Fair is the only way I know how to fight … anything less will impugn the reputation I have worked hard to build. And the fact is that we don’t have to fight. There is enough work out there for all of us if we would only realize it … and ignore the low-hanging fruit – like phone inquiries that start with, “How much do you charge to value x?”
Your Responses – Category #6
Here’s my (your) version of reality.
People are ignoring this change in the landscape, and have been for a long time.
In my opinion, the reality is that this is no longer an attractive business and will only get less attractive.
Inevitably there will be buyers who blindly buy into big data valuations. There have been other online valuation solutions that have come and gone. It may take a while, and will inevitably cost some of us an opportunity for legitimate engagements, but hopefully, we will be the survivors that are adding value for our clients in the longer term.
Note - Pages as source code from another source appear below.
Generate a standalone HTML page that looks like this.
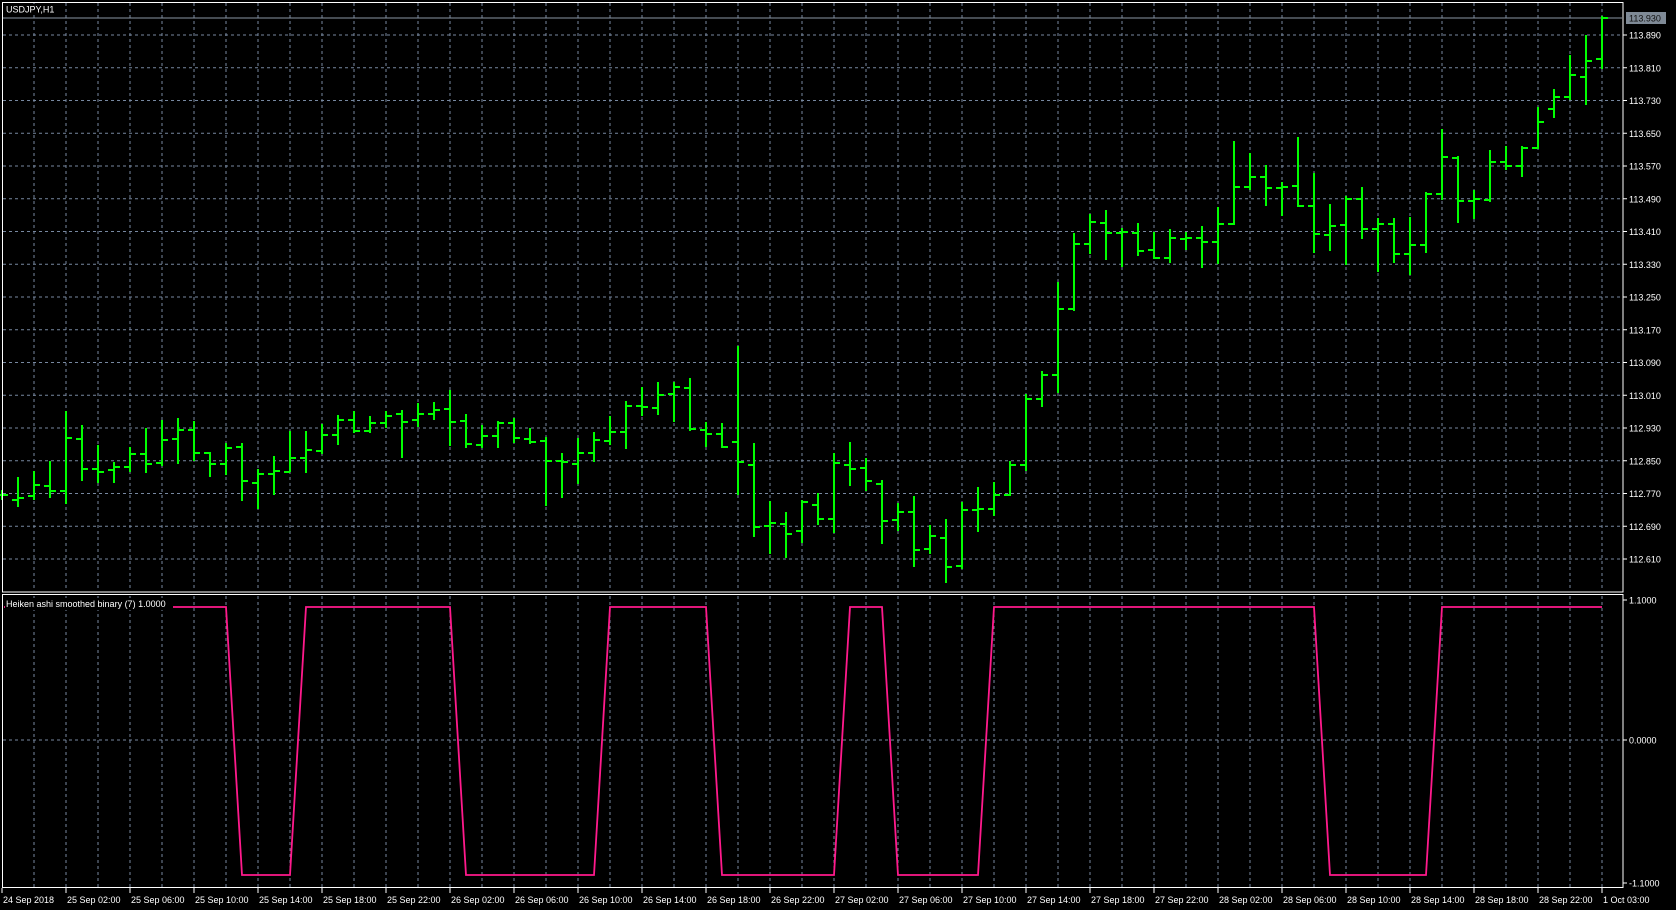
<!DOCTYPE html>
<html><head><meta charset="utf-8">
<style>
html,body{margin:0;padding:0;background:#000;}
svg{display:block;}
text{font-family:"Liberation Sans",sans-serif;font-size:9px;fill:#fff;}
</style></head>
<body>
<svg id="s" width="1676" height="910" xmlns="http://www.w3.org/2000/svg"></svg>
<script>
var s=document.getElementById('s');var h='';
h+='<rect width="1676" height="910" fill="#000"/>';
for(var x=34;x<1623;x+=32){
 h+='<line x1="'+x+'" y1="3" x2="'+x+'" y2="591" stroke="#7788a0" stroke-dasharray="3,3"/>';
 h+='<line x1="'+x+'" y1="596" x2="'+x+'" y2="887" stroke="#7788a0" stroke-dasharray="3,3"/>';
}
for(var k=0;k<17;k++){var y=35+32.75*k;var p=(113.890-0.08*k).toFixed(3);
 h+='<line x1="3" y1="'+y+'" x2="1622" y2="'+y+'" stroke="#7788a0" stroke-dasharray="3,3"/>';
 h+='<line x1="1623" y1="'+y+'" x2="1627" y2="'+y+'" stroke="#fff"/>';
 h+='<text x="1629" y="'+(y+3.5)+'">'+p+'</text>';}
h+='<line x1="3" y1="740" x2="1622" y2="740" stroke="#7788a0" stroke-dasharray="3,3"/>';
h+='<line x1="3" y1="18" x2="1622" y2="18" stroke="#8a96a3"/>';
var B=[[490,500,495,495],[477,507,500,498],[471,500,496,485],[461,498,486,491],[411,504,491,438],[425,481,439,469],[445,483,469,472],[462,483,470,467],[447,472,467,454],[428,473,454,464],
[420,466,463,440],[418,464,439,430],[421,461,430,453],[452,477,453,464],[443,475,464,448],[443,501,447,481],[469,509,483,474],[456,495,474,471],[431,472,472,458],[431,473,458,450],
[424,454,451,435],[415,445,435,420],[411,433,420,431],[416,433,431,423],[411,428,423,416],[410,458,414,422],[403,427,420,414],[402,420,414,410],[390,446,409,422],[414,448,421,444],
[425,448,445,436],[421,448,436,423],[418,443,423,438],[428,444,439,442],[437,506,441,461],[453,498,461,462],[438,484,464,453],[432,462,453,440],[416,445,441,432],[401,449,432,406],
[387,416,406,407],[382,415,408,395],[382,422,394,387],[378,431,388,429],[422,447,430,434],[423,448,434,447],[346,495,442,462],[443,537,465,527],[501,554,526,523],[512,558,524,534],
[500,543,531,502],[493,525,505,519],[453,533,519,463],[442,486,465,469],[458,491,468,481],[480,544,484,521],[503,531,520,512],[496,567,512,550],[525,554,549,536],[519,583,538,567],
[502,569,566,510],[487,532,510,509],[482,516,509,495],[461,496,495,465],[394,471,465,399],[371,407,399,375],[282,393,375,309],[233,311,309,244],[214,254,244,222],[210,260,223,233],
[228,267,233,232],[223,256,233,251],[232,259,250,258],[229,263,258,238],[232,250,239,238],[226,268,238,242],[207,264,242,224],[141,225,224,187],[153,190,187,177],[165,206,177,188],
[182,216,188,187],[137,207,186,206],[173,253,206,234],[204,251,235,226],[196,265,225,199],[187,239,199,229],[218,272,229,224],[218,263,224,254],[217,275,254,245],[192,253,245,194],
[129,200,194,157],[156,223,158,201],[190,219,201,199],[150,202,200,162],[146,170,162,166],[146,177,166,148],[107,149,148,122],[89,118,109,97],[55,100,97,75],[35,105,77,61],[16,69,59,18]];
var g='';
for(var i=0;i<B.length;i++){var x=2+16*i,b=B[i];
 g+='M'+x+' '+b[0]+'V'+b[1]+'M'+(x-6)+' '+b[2]+'H'+x+'M'+x+' '+b[3]+'H'+(x+6);}
h+='<path d="'+g+'" stroke="#00ff00" stroke-width="2" fill="none" shape-rendering="crispEdges"/>';
h+='<rect x="1626" y="12" width="40" height="12" fill="#7f8a96"/>';
h+='<text x="1629" y="21.5" style="fill:#101010">113.930</text>';
var H=607,L=875;
var pts=[[4,H],[226,H],[242,L],[290,L],[306,H],[450,H],[466,L],[594,L],[610,H],[706,H],[722,L],[834,L],[850,H],[882,H],[898,L],[978,L],[994,H],[1314,H],[1330,L],[1426,L],[1442,H],[1602,H]];
h+='<polyline points="'+pts.map(function(p){return p.join(',')}).join(' ')+'" fill="none" stroke="#ff1a8c" stroke-width="1.8"/>';
h+='<rect x="5" y="598" width="168" height="12" fill="#000"/>';
h+='<text x="6" y="607">Heiken ashi smoothed binary (7) 1.0000</text>';
h+='<rect x="2.5" y="2.5" width="1620.5" height="589.5" fill="none" stroke="#fff"/>';
h+='<rect x="2.5" y="594.5" width="1620.5" height="293" fill="none" stroke="#fff"/>';
[[600,'1.1000'],[740,'0.0000'],[883,'-1.1000']].forEach(function(a){
 h+='<line x1="1623" y1="'+a[0]+'" x2="1627" y2="'+a[0]+'" stroke="#fff"/>';
 h+='<text x="1629" y="'+(a[0]+3.5)+'">'+a[1]+'</text>';});
h+='<rect x="4" y="4" width="56" height="11" fill="#000"/>';
h+='<text x="6" y="12.5">USDJPY,H1</text>';
var T=['24 Sep 2018'];['25','26','27','28'].forEach(function(d){['02','06','10','14','18','22'].forEach(function(t){T.push(d+' Sep '+t+':00');});});
T.push('1 Oct 03:00');
for(var k=0;k<T.length;k++){var x=2+64*k;
 h+='<line x1="'+x+'" y1="888" x2="'+x+'" y2="893" stroke="#fff"/>';
 h+='<text x="'+(x+1)+'" y="903">'+T[k]+'</text>';}
s.innerHTML=h;
</script>
</body></html>
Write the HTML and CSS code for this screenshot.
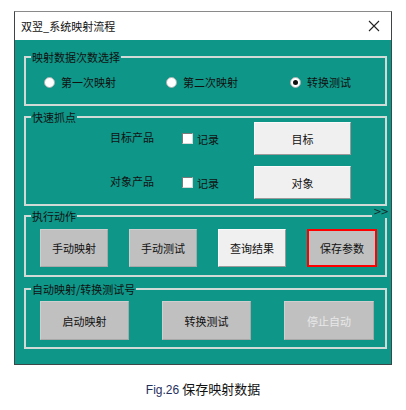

Hopefully, it will be a world where there is room for the Morton’s/Ruth Chris/ et. al steakhouses to coexist with the McDonald’s.
We can’t solve all client problems; neither can BizEquity. Niche services/solutions scream out from the continued pressure from lower cost providers. BizEquity is here and they’re not going away. As practitioners, we have to find the situations where we are a better fit.
Yes to all of those thoughts.
In real life
I can’t stress this enough: an hourly rate times a number of hours is not going to equal the value of the service we provide to the client. Think about that the next time you quote a fee.
Also, not every client solution requires a Mercedes when a Kia will do. I think BizEquity provides the Kia.
And if you have a concern about your credentialing organization’s lack of participation in helping us get the work, call them. How many cost of capital, discount, pass-through entity, etc. sessions do you need to attend?
Tell them you want courses in marketing skills. Because those skills are more likely going to determine your long-term survival in this industry. (And – shameless plug – you know I offer coaching, right?!)
If you spent more time working on your practice instead of in it, what strategies, tactics, and tools should you adopt to compete in this brave new world?
Hoping that BizEquity (and its ilk) will go away is not a strategy.